Federal frenzy to patch gaping GitLab account takeover hole

Warning comes exactly a year after the vulnerability was introduced

The US Cybersecurity and Infrastructure Security Agency (CISA) is forcing all federal agencies to patch a critical vulnerability in GitLab's Community and Enterprise editions, confirming it is very much under "active exploit."

When CISA adds a vulnerability to its Known Exploited Vulnerabilities (KEV) list, it means all federal civilian executive branch (FCEB) agencies usually have a maximum of 21 days to fix the issue to prevent harmful attacks on the government.

The name is somewhat of a giveaway, but security flaws added to the KEV list also mean they're known to be under active exploitation, necessitating a quick fix.

The vulnerability, tracked as CVE-2023-7028, was disclosed by GitLab in January and was assigned a maximum 10 severity rating by the platform itself, which is a certified CVE Numbering Authority (CNA).

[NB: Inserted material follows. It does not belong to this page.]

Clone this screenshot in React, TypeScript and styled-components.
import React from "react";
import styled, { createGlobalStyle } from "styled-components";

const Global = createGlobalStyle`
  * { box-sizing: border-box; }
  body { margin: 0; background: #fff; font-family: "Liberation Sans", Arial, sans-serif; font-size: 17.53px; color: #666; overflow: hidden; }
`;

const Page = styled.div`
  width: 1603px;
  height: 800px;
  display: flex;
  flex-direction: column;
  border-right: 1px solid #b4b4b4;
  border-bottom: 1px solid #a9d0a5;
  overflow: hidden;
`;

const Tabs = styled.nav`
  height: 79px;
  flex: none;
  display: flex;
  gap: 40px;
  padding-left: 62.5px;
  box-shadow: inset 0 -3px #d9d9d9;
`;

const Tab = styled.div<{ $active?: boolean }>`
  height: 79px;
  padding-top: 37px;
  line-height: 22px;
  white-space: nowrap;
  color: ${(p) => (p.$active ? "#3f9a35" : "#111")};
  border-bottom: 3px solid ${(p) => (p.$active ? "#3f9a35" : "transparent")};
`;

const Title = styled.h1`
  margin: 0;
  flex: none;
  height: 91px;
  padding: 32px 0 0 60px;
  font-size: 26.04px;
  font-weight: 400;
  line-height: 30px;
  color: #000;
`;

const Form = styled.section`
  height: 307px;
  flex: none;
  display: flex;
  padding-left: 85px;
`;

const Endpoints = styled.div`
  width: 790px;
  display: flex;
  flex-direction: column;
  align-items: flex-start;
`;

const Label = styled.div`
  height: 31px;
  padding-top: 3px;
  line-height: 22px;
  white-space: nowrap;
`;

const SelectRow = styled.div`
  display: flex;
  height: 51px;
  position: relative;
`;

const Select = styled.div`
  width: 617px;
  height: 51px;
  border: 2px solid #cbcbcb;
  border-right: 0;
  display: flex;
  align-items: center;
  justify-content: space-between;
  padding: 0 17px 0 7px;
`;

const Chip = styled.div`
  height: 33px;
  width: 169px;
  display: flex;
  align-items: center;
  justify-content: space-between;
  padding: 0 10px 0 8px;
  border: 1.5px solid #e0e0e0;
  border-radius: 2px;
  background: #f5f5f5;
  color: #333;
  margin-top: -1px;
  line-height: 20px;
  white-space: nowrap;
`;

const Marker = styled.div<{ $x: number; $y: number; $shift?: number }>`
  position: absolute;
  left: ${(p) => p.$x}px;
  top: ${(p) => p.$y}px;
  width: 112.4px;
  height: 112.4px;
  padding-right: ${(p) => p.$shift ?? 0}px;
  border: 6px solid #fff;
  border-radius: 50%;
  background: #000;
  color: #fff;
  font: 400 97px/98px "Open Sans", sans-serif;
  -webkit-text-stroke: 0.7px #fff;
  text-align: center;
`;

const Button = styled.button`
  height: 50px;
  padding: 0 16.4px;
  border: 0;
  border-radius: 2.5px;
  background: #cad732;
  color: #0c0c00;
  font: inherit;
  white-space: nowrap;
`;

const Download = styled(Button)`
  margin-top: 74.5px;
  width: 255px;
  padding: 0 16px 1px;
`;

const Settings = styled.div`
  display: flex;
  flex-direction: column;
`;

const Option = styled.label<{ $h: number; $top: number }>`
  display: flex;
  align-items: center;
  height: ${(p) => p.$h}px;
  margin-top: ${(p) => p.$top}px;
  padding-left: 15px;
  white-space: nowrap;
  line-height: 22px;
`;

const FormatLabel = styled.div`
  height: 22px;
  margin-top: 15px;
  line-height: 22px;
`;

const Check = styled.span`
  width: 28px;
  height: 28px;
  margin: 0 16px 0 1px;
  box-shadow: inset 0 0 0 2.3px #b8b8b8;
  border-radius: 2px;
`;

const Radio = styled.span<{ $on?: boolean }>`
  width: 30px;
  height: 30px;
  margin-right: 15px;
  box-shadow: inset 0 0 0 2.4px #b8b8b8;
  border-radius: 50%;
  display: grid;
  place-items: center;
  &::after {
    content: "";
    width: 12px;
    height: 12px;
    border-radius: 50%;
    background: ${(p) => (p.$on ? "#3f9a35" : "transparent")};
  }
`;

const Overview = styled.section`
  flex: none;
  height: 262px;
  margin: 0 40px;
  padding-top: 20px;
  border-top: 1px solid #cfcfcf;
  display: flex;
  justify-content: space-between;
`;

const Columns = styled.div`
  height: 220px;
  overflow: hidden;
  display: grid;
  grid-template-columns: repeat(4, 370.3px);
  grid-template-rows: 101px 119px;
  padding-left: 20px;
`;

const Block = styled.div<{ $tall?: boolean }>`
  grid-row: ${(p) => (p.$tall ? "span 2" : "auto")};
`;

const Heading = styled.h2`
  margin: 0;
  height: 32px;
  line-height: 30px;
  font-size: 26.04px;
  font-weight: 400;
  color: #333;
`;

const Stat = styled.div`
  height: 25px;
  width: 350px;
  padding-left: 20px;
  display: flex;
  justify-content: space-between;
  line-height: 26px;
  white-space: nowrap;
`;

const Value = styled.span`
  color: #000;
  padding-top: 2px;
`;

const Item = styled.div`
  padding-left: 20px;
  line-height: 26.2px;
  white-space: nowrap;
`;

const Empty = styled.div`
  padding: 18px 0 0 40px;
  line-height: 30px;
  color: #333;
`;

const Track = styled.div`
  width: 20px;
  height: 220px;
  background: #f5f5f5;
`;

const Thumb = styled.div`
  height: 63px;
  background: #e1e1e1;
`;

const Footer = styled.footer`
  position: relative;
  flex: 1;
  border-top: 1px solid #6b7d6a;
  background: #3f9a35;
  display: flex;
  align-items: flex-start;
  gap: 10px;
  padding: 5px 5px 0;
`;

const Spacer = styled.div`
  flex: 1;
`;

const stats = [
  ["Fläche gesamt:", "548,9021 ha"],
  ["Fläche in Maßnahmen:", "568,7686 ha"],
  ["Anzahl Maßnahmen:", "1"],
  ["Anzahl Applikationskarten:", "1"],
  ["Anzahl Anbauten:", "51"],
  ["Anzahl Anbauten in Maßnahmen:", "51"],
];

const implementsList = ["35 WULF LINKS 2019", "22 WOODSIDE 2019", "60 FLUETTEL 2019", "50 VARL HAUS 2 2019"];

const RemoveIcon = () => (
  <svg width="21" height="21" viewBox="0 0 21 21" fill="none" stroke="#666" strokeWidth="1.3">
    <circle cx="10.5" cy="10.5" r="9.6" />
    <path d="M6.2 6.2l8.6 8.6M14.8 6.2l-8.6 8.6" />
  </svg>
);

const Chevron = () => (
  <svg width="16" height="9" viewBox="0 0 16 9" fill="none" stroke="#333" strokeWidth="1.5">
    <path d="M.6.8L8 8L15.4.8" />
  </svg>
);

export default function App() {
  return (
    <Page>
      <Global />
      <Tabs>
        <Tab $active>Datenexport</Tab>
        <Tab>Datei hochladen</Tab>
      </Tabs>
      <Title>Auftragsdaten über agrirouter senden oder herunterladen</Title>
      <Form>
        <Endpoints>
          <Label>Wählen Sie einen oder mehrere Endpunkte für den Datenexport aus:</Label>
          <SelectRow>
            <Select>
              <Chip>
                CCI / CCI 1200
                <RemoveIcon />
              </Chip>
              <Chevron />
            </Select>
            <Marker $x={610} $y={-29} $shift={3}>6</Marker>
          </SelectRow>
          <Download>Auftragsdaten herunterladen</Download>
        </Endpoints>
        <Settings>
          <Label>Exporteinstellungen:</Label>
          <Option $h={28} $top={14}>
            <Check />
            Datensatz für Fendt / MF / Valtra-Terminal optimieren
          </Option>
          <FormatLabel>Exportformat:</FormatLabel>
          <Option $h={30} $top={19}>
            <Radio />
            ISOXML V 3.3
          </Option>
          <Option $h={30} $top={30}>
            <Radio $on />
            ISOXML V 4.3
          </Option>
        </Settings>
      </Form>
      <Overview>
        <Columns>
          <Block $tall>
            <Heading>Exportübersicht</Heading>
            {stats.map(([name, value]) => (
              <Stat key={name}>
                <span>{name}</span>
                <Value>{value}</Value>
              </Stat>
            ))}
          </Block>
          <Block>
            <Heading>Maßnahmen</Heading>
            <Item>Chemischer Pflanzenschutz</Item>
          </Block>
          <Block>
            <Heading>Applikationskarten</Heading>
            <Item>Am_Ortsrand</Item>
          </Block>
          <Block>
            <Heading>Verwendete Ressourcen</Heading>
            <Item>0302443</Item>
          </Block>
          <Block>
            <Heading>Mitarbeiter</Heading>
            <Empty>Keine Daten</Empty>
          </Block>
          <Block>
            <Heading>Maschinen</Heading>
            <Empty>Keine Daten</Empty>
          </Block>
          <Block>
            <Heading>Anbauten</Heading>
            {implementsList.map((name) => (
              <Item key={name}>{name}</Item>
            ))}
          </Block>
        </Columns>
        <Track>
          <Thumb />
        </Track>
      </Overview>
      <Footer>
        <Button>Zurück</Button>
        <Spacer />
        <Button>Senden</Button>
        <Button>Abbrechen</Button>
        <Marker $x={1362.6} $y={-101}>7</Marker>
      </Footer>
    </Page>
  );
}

The National Vulnerability Database (NVD) gave it a mere 7.5 score, however.

At the time of disclosure, GitLab reported that the vulnerability had existed since May 2023, though there was no evidence of successful exploitation. The addition to CISA's KEV means this is now no longer the case, so get those patches installed pronto if they weren't sorted in January.

The vulnerability is classed as an improper access control flaw, offering attackers a zero-click route to a full account takeover. 

Starting in version 16.1.0, released May 1, 2023, a change was introduced that allowed users to reset their GitLab account passwords using a different email address, and a bug in the verification process opened up the vulnerability.

A specially crafted HTTP request sends a password reset link to an unverified, attacker-controlled email address, enabling unauthorized account takeovers.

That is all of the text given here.